Legendary local brewing family Griesedieck finally returns to local brewing scene

Griesedieck Returns to Brewing

St. Louis’ brewing legacy does not start nor end with Anheuser Busch.  Not by a long shot.

According to the bible of St. Louis beer, “St. Louis Brews” the list of major breweries included many names still known around here a century later.  Names like Busch, Lemp, Falstaff and Griesedieck, still ring familiar to beer drinkers, generations after their heyday.  But you know the saying, “what was old is new again.”

That is exactly what is happening with the rebirth of the famed Griesedieck family brewery.

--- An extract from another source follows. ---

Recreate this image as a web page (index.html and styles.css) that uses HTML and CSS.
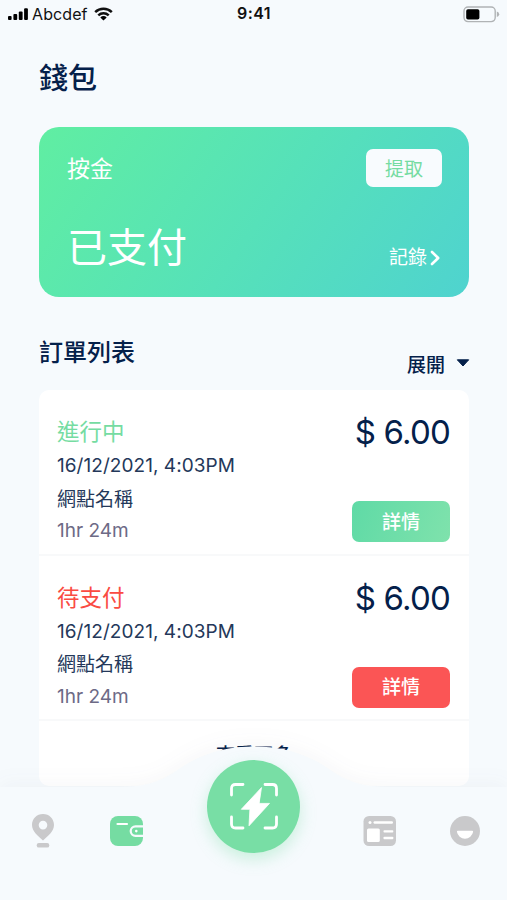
FILE: index.html
```
<!DOCTYPE html>
<html lang="zh-Hant">

<head>
    <meta charset="UTF-8">
    <title>錢包</title>
    <link rel="stylesheet" href="styles.css">
</head>

<body>
    <div class="screen">
        <div class="status">
            <div class="carrier">
                <svg width="21" height="14" viewBox="0 0 21 14">
                    <rect x="0" y="9" width="3.6" height="4" rx="1"/>
                    <rect x="5.4" y="7" width="3.8" height="6" rx="1"/>
                    <rect x="10.8" y="4.5" width="3.8" height="8.5" rx="1"/>
                    <rect x="16.1" y="1.2" width="3.8" height="11.8" rx="1"/>
                </svg>
                <span>Abcdef</span>
                <svg class="wifi" width="19" height="14" viewBox="0 0 19 14">
                    <path d="M1.2 5.1a12 12 0 0 1 16.6 0M4.3 8.3a7.6 7.6 0 0 1 10.4 0" fill="none" stroke="#111" stroke-width="2.5"/>
                    <path d="M6.3 10.4a4.7 4.7 0 0 1 6.4 0l-3.2 3.2z"/>
                </svg>
            </div>
            <div class="time">9:41</div>
            <svg class="battery" width="37" height="17" viewBox="0 0 37 17">
                <rect x="1" y="1" width="31.2" height="14.6" rx="4" fill="none" stroke="#b0b3b5" stroke-width="1.4"/>
                <rect x="3.2" y="3.2" width="13.2" height="10.3" rx="1.8"/>
                <path d="M33.8 5.6q2.4 .6 2.4 2.7t-2.4 2.7z" fill="#b0b3b5"/>
            </svg>
        </div>

        <h1 class="title">錢包</h1>

        <div class="card">
            <div class="row">
                <span class="deposit">按金</span>
                <button class="withdraw">提取</button>
            </div>
            <div class="row bottom">
                <span class="paid">已支付</span>
                <span class="record">記錄
                    <svg width="11" height="16" viewBox="0 0 11 16"><path d="M2 2l6.200 6L2 14" fill="none" stroke="#fff" stroke-width="2.600" stroke-linecap="round" stroke-linejoin="round"/></svg>
                </span>
            </div>
        </div>

        <div class="listHead">
            <h2>訂單列表</h2>
            <span class="expand">展開
                <svg width="14" height="8" viewBox="0 0 14 8"><path d="M1.3 .8h11.400L7 7z" fill="#04204a" stroke="#04204a" stroke-linejoin="round"/></svg>
            </span>
        </div>

        <div class="orders">
            <div class="order">
                <div class="info">
                    <div class="state green">進行中</div>
                    <div class="line date">16/12/2021, 4:03PM</div>
                    <div class="line">網點名稱</div>
                    <div class="line duration">1hr 24m</div>
                </div>
                <div class="side">
                    <div class="price">$ 6.00</div>
                    <button class="detail">詳情</button>
                </div>
            </div>
            <div class="order">
                <div class="info">
                    <div class="state red">待支付</div>
                    <div class="line date">16/12/2021, 4:03PM</div>
                    <div class="line">網點名稱</div>
                    <div class="line duration">1hr 24m</div>
                </div>
                <div class="side">
                    <div class="price">$ 6.00</div>
                    <button class="detail unpaid">詳情</button>
                </div>
            </div>
            <div class="more">查看更多</div>
        </div>

        <!-- tab bar over the list, raised in the middle -->
        <div class="tabbar">
            <svg class="shape" width="507" height="160" viewBox="0 0 507 160">
                <path d="M0 47H120C163 47 172 31 194 20C213 10.500 232 6.500 254 6.500S295 10.500 314 20C336 31 345 47 388 47H507V160H0Z" fill="#f6fafd"/>
            </svg>
            <div class="tabs">
                <svg class="tab pin" width="24" height="36" viewBox="0 0 24 36">
                    <path d="M12 1C5.700 1 1 5.800 1 12c0 6.500 6 10.800 11 15.600C17 22.800 23 18.500 23 12 23 5.800 18.300 1 12 1zm0 6.800a4.300 4.300 0 1 1 0 8.600 4.300 4.300 0 0 1 0-8.600z" fill="#c9c9cb" fill-rule="evenodd"/>
                    <rect x="5.700" y="30" width="12.600" height="4.600" rx="2.200" fill="#c9c9cb"/>
                </svg>
                <svg class="tab" width="34" height="32" viewBox="0 0 34 32">
                    <rect x="0" y="1" width="33" height="30" rx="8" fill="#75dca2"/>
                    <path d="M7.500 9h9.500" stroke="#fff" stroke-width="2.200" stroke-linecap="round"/>
                    <path d="M34 11.300h-8.500a4.800 4.800 0 0 0 0 9.600H34" fill="none" stroke="#f6fafd" stroke-width="2.200"/>
                    <circle cx="26.300" cy="16.100" r="1.300" fill="#fff"/>
                </svg>
                <div class="scan">
                    <svg width="50" height="50" viewBox="0 0 50 50" fill="none" stroke="#fff" stroke-width="2.800" stroke-linecap="round" stroke-linejoin="round">
                        <path d="M2.500 13V6.500q0-4 4-4H14M36 2.500h7.500q4 0 4 4V13M47.500 35v7q0 4-4 4H36M14 46H6.500q-4 0-4-4v-7"/>
                        <path d="M32.300 5.800L12.300 27.300h8.600L20 43.800 40.500 21.400H30.400z" fill="#fff" stroke-width=".8"/>
                    </svg>
                </div>
                <svg class="tab news" width="34" height="32" viewBox="0 0 34 32">
                    <rect x=".5" y="1" width="32.500" height="30" rx="5.500" fill="#c9c9cb"/>
                    <g fill="#fff">
                        <circle cx="7" cy="7.500" r="1.500"/>
                        <rect x="10.500" y="6.300" width="19.500" height="2.500" rx="1.200"/>
                        <rect x="4" y="13.500" width="12.800" height="13.500" rx="1.500"/>
                        <rect x="20.500" y="15.300" width="9.800" height="2.300" rx=".8"/>
                        <rect x="20.500" y="21.700" width="9.800" height="2.600" rx=".8"/>
                    </g>
                </svg>
                <svg class="tab" width="30" height="32" viewBox="0 0 30 32">
                    <circle cx="15" cy="16" r="15" fill="#c9c9cb"/>
                    <path d="M7.800 15.800h14.400q1 0 .9 1a8.200 8.200 0 0 1-16.200 0q-.1-1 .9-1z" fill="#fff"/>
                </svg>
            </div>
        </div>
    </div>
</body>

</html>
```
FILE: styles.css
```
* {
    box-sizing: border-box;
}

body {
    margin: 0;
    font-family: Inter, "Noto Sans CJK TC", sans-serif;
    color: #04204a;
}

svg {
    display: block;
    flex: none;
}

button {
    border: none;
    padding: 2px 0 0;
    font-family: inherit;
    font-size: 19px;
    line-height: 28px;
}

.screen {
    position: relative;
    width: 507px;
    height: 900px;
    overflow: hidden;
    background: #f6fafd;
}

.status {
    display: grid;
    grid-template-columns: 1fr auto 1fr;
    align-items: center;
    height: 28px;
    padding: 0 7px 0 8px;
    color: #111;
}

.carrier {
    display: flex;
    align-items: center;
    gap: 3px;
    font-size: 16px;
    letter-spacing: 0.1px;
}

.wifi {
    margin-left: 3px;
}

.time {
    font-size: 16px;
    font-weight: 600;
    letter-spacing: 0.4px;
    line-height: 26px;
    padding-bottom: 2px;
}

.battery {
    justify-self: end;
}

.title {
    margin: 30px 0 0 39px;
    font-size: 29px;
    font-weight: 500;
    line-height: 42px;
}

.card {
    display: flex;
    flex-direction: column;
    justify-content: space-between;
    width: 430px;
    height: 170px;
    margin: 27px 0 0 39px;
    padding: 22px 26px 20px 28px;
    border-radius: 20px;
    background: linear-gradient(125deg, #60eea2 0%, #56e1b9 52%, #4fd3cf 100%);
    color: #fff;
}

.row {
    display: flex;
    justify-content: space-between;
}

.deposit {
    font-size: 23px;
    line-height: 41px;
}

.withdraw {
    width: 76px;
    height: 38px;
    margin-right: 1px;
    padding-top: 3px;
    border-radius: 7px;
    background: #f8fbfe;
    color: #75dca2;
}

.bottom {
    align-items: flex-end;
}

.paid {
    font-size: 40px;
    line-height: 58px;
}

.record {
    display: flex;
    align-items: center;
    gap: 3px;
    padding-right: 2px;
    font-size: 19px;
    line-height: 38px;
}

.listHead {
    display: flex;
    justify-content: space-between;
    width: 431px;
    height: 93px;
    margin-left: 39px;
    padding-top: 38px;
}

.listHead h2 {
    margin: 0;
    font-size: 24px;
    font-weight: 500;
    line-height: 36px;
}

.expand {
    display: flex;
    align-items: center;
    gap: 11px;
    height: 28px;
    margin-top: 14px;
    font-size: 19px;
    font-weight: 500;
}

.orders {
    width: 430px;
    height: 396px;
    margin-left: 39px;
    border-radius: 10px;
    background: #fff;
}

.order {
    display: flex;
    justify-content: space-between;
    height: 165.5px;
    padding: 25px 19px 0 18px;
    border-bottom: 2px solid #f8f9fa;
}

.state {
    height: 35px;
    font-size: 22.5px;
    line-height: 34px;
}

.green {
    color: #75dca2;
}

.red {
    color: #fa4b42;
}

.line {
    height: 32.5px;
    font-size: 19px;
    line-height: 33px;
    color: #24385a;
}

.duration {
    color: #6d6a86;
    line-height: 32px;
}

.date {
    letter-spacing: 0.05px;
    line-height: 32px;
}

.side {
    display: flex;
    flex-direction: column;
    align-items: flex-end;
}

.price {
    height: 86px;
    font-size: 33px;
    line-height: 34px;
    letter-spacing: -0.8px;
}

.detail {
    width: 98px;
    height: 41px;
    border-radius: 7px;
    background: linear-gradient(110deg, #5fdaa6, #7fe2ac);
    color: #fff;
    font-weight: 500;
}

.unpaid {
    background: #fb5555;
}

.more {
    padding-top: 21px;
    font-size: 19px;
    font-weight: 500;
    line-height: 28px;
    text-align: center;
}

.tabbar {
    position: absolute;
    left: 0;
    bottom: 0;
    width: 507px;
    height: 160px;
}

.shape {
    position: absolute;
    left: 0;
    top: 0;
    overflow: visible;
    filter: drop-shadow(0 -3px 10px rgba(60, 75, 85, 0.045));
}

.tabs {
    position: relative;
    display: flex;
    padding: 20px 27px 0 31px;
}

.tab {
    margin: 55px 0 0 53px;
}

.pin {
    margin: 53px 2px 0 0;
}

.scan {
    display: flex;
    align-items: center;
    justify-content: center;
    width: 93px;
    height: 93px;
    margin-left: 63px;
    border-radius: 50%;
    background: #78dea5;
    box-shadow: 0 6px 16px rgba(117, 220, 162, 0.35);
}

.news {
    margin-left: 63px;
}
```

A Brief Look At A Long History

The legend of Griesedieck dates back to 1870 when three brothers, Anton, Franz, and Heinrich traveled to St. Louis in pursuit of the American Dream.   In 1907, nine St. Louis breweries came together and formed a new brewing organization called the Independent Brewing Companies, led by Henry Griesedieck Jr.

But IBC wasn’t independent enough so having a natural distaste for big breweries, and wanting his sons to have a brewery, Henry Griesedieck Jr. split from the IBC in December 1911.  He created the Griesedieck Brothers Brewery.

The brewery operated through most of the 20th Century before selling and closing its brewing business in the late 1970s. But their history is rich, lively and back as a new generation of Griesedieck brewers are prepared to take the family name into this new brewing century.

The Future Is Now

This week, Griesedieck Brothers Brewing Company (G/B), announced it finally started brewing their own beer in St. Louis after a few years of planning.

Their new brewery, located at 1240 Switzer Ave in the Baden Neighborhood of St. Louis, MO, G/B will bring all brewing production in-house on their 15 bbl brewhouse.

The 23,000 square foot space will allow Griesedieck to brew upwards of 1,000 barrels of its beer as well as to open a new tasting room where they will surely display the family’s collection of beer signs, and advertisements and cans collected over the past century.

Griesedieck Returns to Brewing

Right now they are brewing three beers, a Golden Pilsener, an Unfiltered Bavarian-style Wheat.

“We had a bit of renovation to take care of on the building’s interior, as we wanted to make sure
our brewery has the ‘old brewery’ feel to it. About this time last year, we were able to get steam,
electrical and water all hooked up, and starting truly testing the equipment this past summer,”
said Ray Griesedieck.

Now that the Griesediecks have been able to transition all draft production in-house for their current beers to their brewery, they’re ready to expand their portfolio.

“Variety and innovation are critical for a craft brewer to stay relevant,” said Bob Griesedieck. “Sometimes it seems if you don’t have something new every week, you’re not relevant. Now
that we’re brewing our own beer, I’d expect more variety now. We have a rich 318-year-old
brewery heritage that many St. Louisians don’t know about. Tapping into that is something that
very few breweries can do.”

“The beer our forefather, Johann Heinrich brewed in 1711 was far different from what we
brewed when our family first arrived in the United States. It was definitely different from the
beers we brewed heading into Prohibition in 1919 or even when we were the Number One
brewer in St. Louis in the 1940s. We plan to expand our selection to encompass the entire 318+
year brewing legacy our family has,” said Griesedieck.

The brewery is strictly a manufacturing facility for the time being. The Griesediecks plan to add
a tasting room at some point, and have future plans of a distilling operation.

“We constantly remind ourselves that one of the old brewery’s motto was ‘This family brews
beer better. Plus, my uncle Ed would remind everyone at the old G/B brewery that they didn’t
want to be the biggest brewery, but they did want to brew the best beer.’

The family’s brewery consistently focused on quality and consistency, and now we’re putting it all together,” noted Griesedieck.

“This is a continuation for us. We’ve put a lot of investment into our operation, and now we’re at the point where we are brewing beer again.”